Yvonne Wilder, the actor known for her work in “West Side Story,” “Seems Like Old Times” and numerous TV shows, died Nov. 24 at her home in Los Angeles. She was 84.
Wilder played the role of Consuelo in Robert Wise’s landmark 1961 film adaptation of the Broadway musical “West Side Story.” She also appeared in a West End production of “West Side Story” and in the first international touring production of the Leonard Bernstein-Stephen Sondheim musical.
Wilder was remembered by friends for her love of dancing and her fiery sense of humor. “West Side Story” co-star George Chakiris recently hailed her contributions to the stage production and the movie.
“Yvonne Wilder had an extraordinary, unique sense of humor. I did the play in London with Yvonne so I knew her before the movie,” George Chakiris told TCM in May. “But Yvonne’s humor was adopted by all of us.”
Born Yvonne Othon in the Bronx, Wilder grew up in New York’s Upper West Side in a family with Puerto Rican and Cuban roots. She attended New York’s High School of Performing Arts and the Royal Academy of Dramatic Arts in London.

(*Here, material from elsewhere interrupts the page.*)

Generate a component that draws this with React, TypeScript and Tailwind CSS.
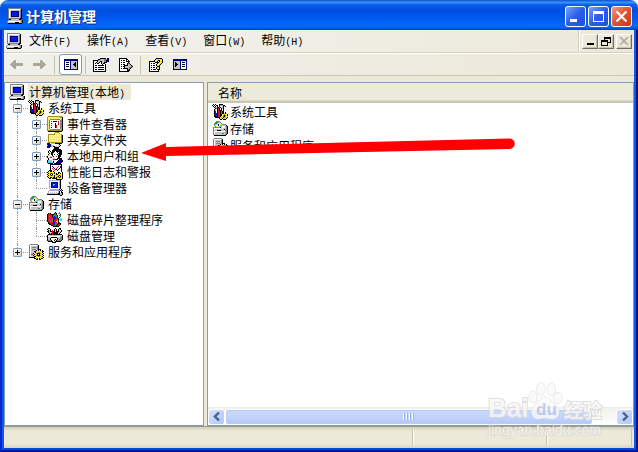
import { VscChromeClose } from "react-icons/vsc";

const colors: Record<string, string> = {
    k: "#000000", w: "#ffffff", g: "#c3c3c3", d: "#808080", b: "#000080", B: "#0018e8",
    y: "#f6e830", o: "#a89018", l: "#fbf6b0", r: "#e01020", n: "#10a830", c: "#40d8e8", m: "#e040c8",
    a: "#aca899", p: "#f4e878", v: "#a8a8dc",
};

const icons: Record<string, string> = {
    computer: `
.ddddddddddddd..
.dwwwwwwwwwwwgk.
.dwggggggggggdk.
.dwgbbbbbbbbgdk.
.dwgbBBBBBBbgdk.
.dwgbBBBBBBbgdk.
.dwgbBBBBBBbgdk.
.dwgbBBBBBBbgdk.
.dwgbbbbbbbbgdk.
.dwggggggggggdk.
.ddddddddddddkk.
..kkggggggggkk..
.dggggggggggggdk
dwwwwwwwwwwwwgdk
dgggggggkkkkggdk
.kkkkkkkkkkkkkk.`,
    tools: `
.k.k...kkkk.....
kwk.kk.kgggkk...
.kwkwk.kwwgkgk..
..kggkkdkggk....
...kdkrk.kgk....
..kcwkrk.kwk....
..kcwkrkkkgk....
..kBwkrrknkk....
..kBwkrrknkk.k..
..kBBkrrknkkyky.
..kBBkrrkkyyoyyk
..kBBkrrkkyokoyk
..kbbkrrkyyokoyy
...kkkkkyoykoyyk
.......kyykyyyk.
........kk.kkk..`,
    storage: `
....dddd........
...dnncyd.......
..dnncwyyd......
..dccwkwyydddd..
..dywwkwccggggk.
...dywwccgwwwgdk
.dddddddkgwwwgdk
.dwwwwwwwgwgggdk
.dwgggggggggkgdk
.dgggkkkkggggddk
.dwwwwwwwwwwwgdk
.dwggggggggggddk
.dwgggggggnnggdk
.dgggggggggggdk.
..kkkkkkkkkkkk..
................`,
    events: `
.oooooooooooooo.
oppppppppppppook
oplppppppppppplk
oppddddddddddpok
opdwwwwwwwwwwdok
opdwrwkkkkwrwdok
opdwwwwwwwwrwdok
opdwbwwwkwwrwdok
opdwwwwwkwwrwdok
opdwrwwwkrwwwdok
opdwwwwwkrwwwdok
opdwbwwwkrwwwdok
opdwwwwwwwwwwdok
oppddddddddddpok
oooooooooooooook
.kkkkkkkkkkkkkk.`,
    shared: `
........oooo....
.......olllpo...
.ooooooolplplpo.
.ollllllllllllok
.olplplplplplpok
.olpppppppppppok
.olplplplplplpok
.olpppppppppppok
.olplplplplplpok
.olpppppppppppok
.ooooooooooooook
bbb.ggggkkkkkkk.
bbbbgwwwwwwgk...
cbbbgggwwwwwgk..
bbbbggkkggggk...
bbb....kkkkk....`,
    users: `
.......kkkkk....
......kkkkkkkk..
..k..kkkkkkkkkk.
.k.k.kkkwkkkkkk.
.kwykkkwwwkwkkk.
..kwkkwwwwwkkkk.
.kwwkkwkwwkwkkk.
.ggwwkwwwwwkkk..
kwwgggkwwrwkkk..
kwgrrwgwwwwkk...
.kwwwwggwwkkkkk.
.kgwwgrrkkkwbbk.
kcgggwggwwwbbbbk
kcccgwkwwwbbbbbk
kccccckwwbbbbbk.
.kkkkk.kkkkkkk..`,
    performance: `
...kkkkkkkkkkkk.
...kwwwwwwwwwwk.
...kwbwwwwwrwbk.
...kwwbwwwrwwbk.
...kwrwbwrwwbwk.
...kwwrwrbwbwwk.
..kkkwwrwwbwwwk.
.kykkykwwwwwwwk.
kyyyyyykwwwkkwwk
.kyokoykykwkykwk
kyyk.kyyykkyyyyk
.kyokoykyyyokoyk
kyyyyyykyyok.kyk
.kykkykkykyokoyk
..kk.kkkkkyyyyyk
.........kkkkkk.`,
    devices: `
..vvvvvvvvvvvk..
..vwwwwwwwwwvk..
..vwbbbbbbbwvk..
..vwbBBBBBbwvk..
..vwbBccBBbwvk..
..vwbBcBBBbwvk..
..vwbBBBBBbwvk..
..vwbbbbbbbwvk..
..vwwwwwwwwwvk..
...vvvvvvvvvk.k.
..vvvvvvvvvvvkvk
.vwwwwwwwwwvk.k.
.vwgwgwgwgwvk.kk
vgggggggggvkkgvk
kkkkkkkkkkkkkvvk
.............kk.`,
    defrag: `
........k...m...
.krk...knk.mm...
krrrkkknnk...k..
krrrrknnnnk.nn..
krmrrknBnnk..n..
krrmrrkBBrk.k...
krrrrrkBBrrk.cc.
krmrnnkBrrrkccc.
krrrnnkrrryk.cc.
krrmnnkrryyk....
.krrrrBBrrykm...
.kkrrBBBnnrkkk..
..kkrrBBnnkrrk..
....kkrrnkrrk...
......kkkkkk....
................`,
    disks: `
.kk.....k...kk..
kggk...kwk.kgk..
.kgk.r.kgk.kg.k.
kkgkkrkkgkkkggk.
.kgggrkkbkkggk..
..kgkrkkbkkgk...
.kkkkrkkbkkkkkk.
kgggggggggggggwk
kwwwwwwwwwwwwgdk
kgggkkkkkkgggddk
kggkwwwwwwkggddk
kggkwwyykwkgnddk
kdddkwwkwkddddk.
.kkkkkwwkkkkkk..
.....kkkk.......
................`,
    services: `
..dddddddd......
.dwwwwwwwgk.....
.dwggggggdk.....
.dwgddddgdk.....
.dwggggggdk.....
.dwgddddgdkkk...
.dwgggggkyk.kyk.
.dwgggkkyyyyyykk
.dwggggkyyooyyk.
.dwggkyyokkkoyyk
.dwrrgkyyk.kyyk.
.dwggkyyokkkoyyk
.dwgggkkyyooyyk.
.kkkkkkyyyyyyyyk
......kkyk.kykk.
........kk.kk...`,
    back: `
....aa.......
...aaa.......
..aaaa.......
.aaaaaaaaaaaa
aaaaaaaaaaaaa
.aaaaaaaaaaaa
..aaaa.......
...aaa.......
....aa.......`,
    forward: `
.......aa....
.......aaa...
.......aaaa..
aaaaaaaaaaaa.
aaaaaaaaaaaaa
aaaaaaaaaaaa.
.......aaaa..
.......aaa...
.......aa....`,
    tree: `
bbbbbbbbbbbbbb
bbbbbbbbbbbbbb
bwwwwwbggggggb
bwkkkwbggggkgb
bwwwwwbgggkkgb
bwkkkwbggkkkgb
bwwwwwbgggkkgb
bwkkkwbggggkgb
bwwwwwbggggggb
bwwwwwbggggggb
bbbbbbbbbbbbbb`,
    actions: `
bbbbbbbbbbbbbb
bbbbbbbbbbbbbb
bggggggbwwwwwb
bgkggggbwkkkwb
bgkkgggbwwwwwb
bgkkkggbwkkkwb
bgkkgggbwwwwwb
bgkggggbwkkkwb
bggggggbwwwwwb
bggggggbwwwwwb
bbbbbbbbbbbbbb`,
    properties: `
.......kkkkkk.bb
.....kkdgggdddbb
kkkkkdgggggddkbb
kwwwkggkkggddkbb
kwwkggkwkggkkk..
kwkwkkwwkgkk....
kwwwwwwwwkwwk...
kwkkwkkkkkkwk...
kwwwwwwwwwwwk...
kwkkwkkkkkkwk...
kwwwwwwwwwwwk...
kwkkwkkkkkkwk...
kwwwwwwwwwwwk...
kkkkkkkkkkkkk...`,
    export: `
kkkkkkkk......
kwwwwwwkk.....
kwkwkkwkwk....
kwwwwwwkkkk...
kwkwkkwwwk....
kwwwwwwwkdk...
kwkwkkwwkggk..
kwwwwkkkkgggk.
kwkwkkggggggdk
kwwwwkggggddk.
kwkwkkkkkgdk..
kwwwwwwwkdk...
kwwwwwwwkkk...
kkkkkkkkkk....`,
    help: `
.......kkkkkk.
......kyyyyyyk
.....kyyykkyyk
kkkkkkyyk.kyyk
kwwwwwkkkkyyyk
kwkwkkwwkyyyk.
kwwwwwwkyyyk..
kwkwkkwkyyk...
kwwwwwwwkkk...
kwkwkkwkyyk...
kwwwwwwkyyk...
kwkwkkkwkkk...
kwwwwwwwwk....
kkkkkkkkkk....`,
};

const PixelIcon = ({ name }: { name: string }) => {
    const rows = icons[name].trim().split("\n");
    const width = rows[0].length;
    return (
        <svg className="shrink-0" width={width} height={rows.length} viewBox={`0 0 ${width} ${rows.length}`} shapeRendering="crispEdges" aria-hidden="true">
            {rows.map((row, y) =>
                [...row].map((c, x) => c !== "." && <rect key={`${x}-${y}`} x={x} y={y} width="1" height="1" fill={colors[c]} />)
            )}
        </svg>
    );
};

const menus = [["文件", "F"], ["操作", "A"], ["查看", "V"], ["窗口", "W"], ["帮助", "H"]];

// one guide for each indent column: "line" passes by, "tee" branches, "end" is the last branch
type Guide = "line" | "tee" | "end";
type Node = { label: string; icon: string; guides: Guide[]; box?: "+" | "-" };

const nodes: Node[] = [
    { label: "系统工具", icon: "tools", guides: ["tee"], box: "-" },
    { label: "事件查看器", icon: "events", guides: ["line", "tee"], box: "+" },
    { label: "共享文件夹", icon: "shared", guides: ["line", "tee"], box: "+" },
    { label: "本地用户和组", icon: "users", guides: ["line", "tee"], box: "+" },
    { label: "性能日志和警报", icon: "performance", guides: ["line", "tee"], box: "+" },
    { label: "设备管理器", icon: "devices", guides: ["line", "end"] },
    { label: "存储", icon: "storage", guides: ["tee"], box: "-" },
    { label: "磁盘碎片整理程序", icon: "defrag", guides: ["line", "tee"] },
    { label: "磁盘管理", icon: "disks", guides: ["line", "end"] },
    { label: "服务和应用程序", icon: "services", guides: ["end"], box: "+" },
];

const items = [
    { label: "系统工具", icon: "tools" },
    { label: "存储", icon: "storage" },
    { label: "服务和应用程序", icon: "services" },
];

const Mono = ({ children }: { children: React.ReactNode }) => (
    <span className="font-['Liberation_Mono'] text-[10px]">{children}</span>
);

const TitleBar = () => (
    <header className="flex h-[30px] shrink-0 items-center justify-between rounded-t-lg bg-[linear-gradient(180deg,#0a50c8_0%,#3b94ff_8%,#0a5ce8_16%,#0050e0_35%,#0058ee_60%,#0468fe_85%,#0060f8_92%,#0040c0_100%)] pr-1.5 pl-[7px]">
        <div className="flex items-center gap-[3px] pt-0.5">
            <PixelIcon name="computer" />
            <h1 className="text-[14px] leading-5 font-bold text-white [text-shadow:1px_1px_0_#0a2a80]">计算机管理</h1>
        </div>
        <div className="flex gap-0.5 pt-0.5">
            <button aria-label="最小化" className="flex size-[21px] items-end rounded-[3px] border border-white bg-linear-to-br from-[#7aa2f8] via-[#2a5ee8] to-[#1c50d8] p-1">
                <span className="h-[3px] w-[7px] bg-white" />
            </button>
            <button aria-label="最大化" className="flex size-[21px] items-center justify-center rounded-[3px] border border-white bg-linear-to-br from-[#7aa2f8] via-[#2a5ee8] to-[#1c50d8]">
                <span className="size-[11px] border border-t-3 border-white" />
            </button>
            <button aria-label="关闭" className="flex size-[21px] items-center justify-center rounded-[3px] border border-white bg-linear-to-br from-[#f09a80] via-[#e05030] to-[#c83c10]">
                <svg width="11" height="11" viewBox="0 0 11 11" stroke="#fff" strokeWidth="2.2"><path d="M0.5 0.5 10.5 10.5M10.5 0.5 0.5 10.5" /></svg>
            </button>
        </div>
    </header>
);

const mdiButton = "flex h-[15px] w-4 items-center justify-center border border-t-white border-l-white border-r-[#716f64] border-b-[#716f64] bg-[#ece9d8] shadow-[inset_-1px_-1px_0_#c8c4b0]";

const MenuBar = () => (
    <div className="flex h-[23px] shrink-0 items-stretch justify-between border-b border-[#d5d0ba] bg-linear-to-r from-[#f2f3f1] to-[#ece9d8] pl-0.5">
        <nav className="flex items-center gap-4">
            <div className="flex items-center gap-[7px]">
                <PixelIcon name="computer" />
                <button>{menus[0][0]}<Mono>({menus[0][1]})</Mono></button>
            </div>
            {menus.slice(1).map(([label, key]) => (
                <button key={key}>{label}<Mono>({key})</Mono></button>
            ))}
        </nav>
        <div className="flex items-center border-l border-[#d5d0ba] pr-0.5 pl-[3px] shadow-[inset_1px_0_0_#fff]">
            <button aria-label="最小化子窗口" className={mdiButton}><span className="mt-1.5 h-0.5 w-[7px] bg-black" /></button>
            <button aria-label="还原子窗口" className={mdiButton}>
                <svg width="10" height="9" viewBox="0 0 10 9" fill="none" stroke="#000" shapeRendering="crispEdges">
                    <path d="M3 0.5h7M3 1.5h7M3.5 1v2M9.5 1v5M7 5.5h3M0 3.5h7M0 4.5h7M0.5 4v5M6.5 4v5M0 8.5h7" />
                </svg>
            </button>
            <button aria-label="关闭子窗口" className={`${mdiButton} ml-0.5`}>
                <VscChromeClose className="size-3 text-[#aca899]" strokeWidth="1" />
            </button>
        </div>
    </div>
);

const Separator = () => <span className="h-[18px] w-px bg-[#c5c2b0]" />;

const ToolBar = () => (
    <div className="flex h-[23px] shrink-0 items-center border-t border-b border-t-white border-b-[#cbc7b4] bg-linear-to-r from-[#f0f0ec] to-[#ece9d8] pl-1.5">
        <div className="flex items-center gap-2.5 pr-2">
            <button aria-label="后退"><PixelIcon name="back" /></button>
            <button aria-label="前进"><PixelIcon name="forward" /></button>
        </div>
        <Separator />
        <button aria-label="显示/隐藏控制台树" className="mr-[3px] ml-1 flex h-[21px] w-[23px] items-center justify-center rounded-[3px] border border-[#7b9ebd] bg-white"><PixelIcon name="tree" /></button>
        <Separator />
        <div className="flex items-center gap-2.5 px-[7px]">
            <button aria-label="属性"><PixelIcon name="properties" /></button>
            <button aria-label="导出列表"><PixelIcon name="export" /></button>
        </div>
        <Separator />
        <div className="flex items-center gap-2.5 px-2">
            <button aria-label="帮助"><PixelIcon name="help" /></button>
            <button aria-label="显示/隐藏操作窗格"><PixelIcon name="actions" /></button>
        </div>
    </div>
);

const TreeRow = ({ label, icon, guides, box }: Node) => (
    <li className="flex h-4 items-center">
        {guides.map((guide, i) => (
            <span key={i} className="relative h-4 w-[19px] shrink-0">
                <span className={`absolute top-0 left-2 border-l border-dotted border-[#9a9a9a] ${guide === "end" ? "h-2" : "h-4"}`} />
                {guide !== "line" && (
                    <span className="absolute top-2 right-0 left-2 border-t border-dotted border-[#9a9a9a]" />
                )}
                {box && i === guides.length - 1 && (
                    <button aria-label={box === "+" ? `展开${label}` : `折叠${label}`} className="absolute top-1 left-1 size-[9px] rounded-[1px] border border-[#7b9ebd] bg-linear-to-br from-white to-[#d8d2c4]">
                        <svg className="block" width="7" height="7" viewBox="0 0 7 7" stroke="#000" shapeRendering="crispEdges">
                            <path d={box === "+" ? "M1 3.5h5M3.5 1v5" : "M1 3.5h5"} />
                        </svg>
                    </button>
                )}
            </span>
        ))}
        <div className="flex items-center gap-[3px]">
            <PixelIcon name={icon} />
            <span className="px-px whitespace-nowrap">{label}</span>
        </div>
    </li>
);

const Tree = () => (
    <aside className="w-[200px] shrink-0 overflow-hidden border border-[#7f9db9] bg-white pt-px pl-1">
        <div className="flex h-4 items-center gap-[3px]">
            <PixelIcon name="computer" />
            <span className="h-4 bg-[#ece9d8] pr-1.5 pl-px whitespace-nowrap">计算机管理<Mono>(</Mono>本地<Mono>)</Mono></span>
        </div>
        <ul>
            {nodes.map((node) => <TreeRow key={node.label} {...node} />)}
        </ul>
    </aside>
);

const scrollButton = "flex h-4 w-[17px] shrink-0 items-center justify-center rounded-[3px] border border-white bg-linear-to-br from-[#d4e0fd] to-[#b0c8f8]";

const ScrollBar = () => (
    <div className="flex h-[18px] shrink-0 items-center border-t border-[#eeede5] bg-linear-to-b from-[#f3f1ec] to-[#fefefb]">
        <button aria-label="向左滚动" className={scrollButton}>
            <svg width="8" height="9" viewBox="0 0 8 9" fill="none" stroke="#4d6185" strokeWidth="2.4"><path d="M6 0.5 2 4.5 6 8.5" /></svg>
        </button>
        <div className="h-4 flex-1">
            <div className="flex h-4 w-[94%] items-center justify-center gap-px rounded-[3px] border border-white bg-linear-to-b from-[#cbdafd] via-[#c3d3fb] to-[#b4c8f6] shadow-[inset_0_0_0_1px_#b8ccf8]">
                {[0, 1, 2, 3].map((i) => <span key={i} className="h-[7px] w-0.5 border-r border-[#8cb0f8] bg-white" />)}
            </div>
        </div>
        <button aria-label="向右滚动" className={scrollButton}>
            <svg width="8" height="9" viewBox="0 0 8 9" fill="none" stroke="#4d6185" strokeWidth="2.4"><path d="M2 0.5 6 4.5 2 8.5" /></svg>
        </button>
    </div>
);

const List = () => (
    <section className="flex min-w-0 flex-1 flex-col border border-[#7f9db9] bg-white">
        <div className="h-5 shrink-0 border-b-2 border-[#cbc7b8] bg-[#ebeadb] pl-2.5 leading-5 shadow-[inset_0_-1px_0_#e0dcca]">名称</div>
        <ul className="flex-1 pl-1">
            {items.map(({ label, icon }) => (
                <li key={label} className="flex h-[17px] items-center gap-0.5">
                    <PixelIcon name={icon} />
                    <span>{label}</span>
                </li>
            ))}
        </ul>
        <ScrollBar />
    </section>
);

const StatusBar = () => (
    <footer className="flex h-[22px] shrink-0 justify-end border-t border-[#9d9b8c] bg-[linear-gradient(180deg,#d0ccba_0,#ece9d8_4px,#ece9d8_17px,#d8d4c0_100%)] py-0.5 pr-0.5">
        <span className="w-[134px] border-l border-[#c5c2b0] shadow-[inset_1px_0_0_#fff]" />
        <span className="w-[86px] border-x border-[#c5c2b0] shadow-[inset_1px_0_0_#fff]" />
    </footer>
);

const Arrow = () => (
    <svg className="pointer-events-none absolute top-[138px] left-[141px]" width="374" height="24" viewBox="0 0 374 24" fill="#ff0000" aria-hidden="true">
        <path d="M0 15 25 5 25 9 368 0.5A5.2 5.2 0 0 1 369 11L25 18 25 23Z" />
    </svg>
);

const Watermark = () => (
    <div className="pointer-events-none absolute right-[34px] bottom-[14px] w-[116px] font-['Liberation_Sans','Noto_Sans_CJK_SC',sans-serif] text-[#f8f8f8] opacity-80 [paint-order:stroke_fill] [-webkit-text-stroke:2px_#d8d8d8]">
        <div className="relative flex h-[40px] items-end font-bold">
            <svg className="absolute top-0 left-9" width="40" height="40" viewBox="0 0 40 40" fill="#fafafa" stroke="#d8d8d8" strokeWidth="1.2" aria-hidden="true">
                <ellipse cx="9" cy="15" rx="4" ry="5.4" />
                <ellipse cx="17" cy="7" rx="4" ry="6" />
                <ellipse cx="27.5" cy="7.5" rx="4" ry="6" />
                <ellipse cx="34" cy="16" rx="4" ry="5.4" />
                <path d="M21 15c-5 0-6 5-10 8-4 3-4 8-2 11 3 5 8 2 12 2s10 3 13-2c2-4 1-8-3-11-4-3-5-8-10-8Z" />
            </svg>
            <span className="relative w-12 text-[26px] leading-7">Bai</span>
            <span className="relative w-7 text-[17px] leading-6 text-[#b4c4ec] [-webkit-text-stroke:0]">du</span>
            <span className="relative text-[19px] leading-5">经验</span>
        </div>
        <div className="text-[14px] leading-4 [-webkit-text-stroke:1px_#cfccc0]">jingyan.baidu.com</div>
    </div>
);

export default function App() {
    return (
        <div className="relative flex min-h-screen flex-col bg-white font-['Noto_Sans_CJK_SC',sans-serif] text-[12px] leading-4 text-black">
            <TitleBar />
            <div className="flex flex-1 flex-col border-x-2 border-b-2 border-r-[#001590] border-b-[#001590] border-l-[#0a28d0]">
                <div className="flex flex-1 flex-col border-x-2 border-b-2 border-x-[#1058e8] border-b-[#0848d8] bg-[#ece9d8]">
                    <MenuBar />
                    <ToolBar />
                    <main className="flex flex-1 gap-[3px] pt-1.5">
                        <Tree />
                        <List />
                    </main>
                    <StatusBar />
                </div>
            </div>
            <Arrow />
            <Watermark />
        </div>
    );
}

In the mid-1960s, after changing her last name, Wilder was part of a comedy duo with actor Jack Colvin. Colvin and Wilder played West Hollywood’s Troubadour, and the pair also made numerous appearances on TV variety shows including “The Tonight Show,” “The Ed Sullivan Show” and programs hosted by Merv Griffin and Dean Martin.
On screen, Wilder co-starred with Goldie Hawn and Charles Grodin in 1980’s “Seems Like Old Times,” and she had a small role in Mel Brooks’ 1976’s “Silent Movie.” She logged dozens of TV credits over the years, from “Bracken’s World,” “Room 222” and “The Courtship of Eddie’s Father” in the late 1960s and early 1970s to “Archie Bunker’s Place,” “Gimme a Break,” “Operation Petticoat” and “Full House.”
With her third husband, Bob Kelljan, Wilder co-wrote and co-starred in the 1971 cult-favorite horror movie “The Return of Count Yorga.” That film also marked early credits for future stars Mariette Hartley and Craig T. Nelson.
In the 1990s Wilder turned her attention to painting and sculpting. Her work has been shown at the Santa Monica Art Institute.
She is survived by Zach Kleiman, her fifth husband of 21 years and companion of 42 years. Survivors also include a son, Chris, and two grandchildren.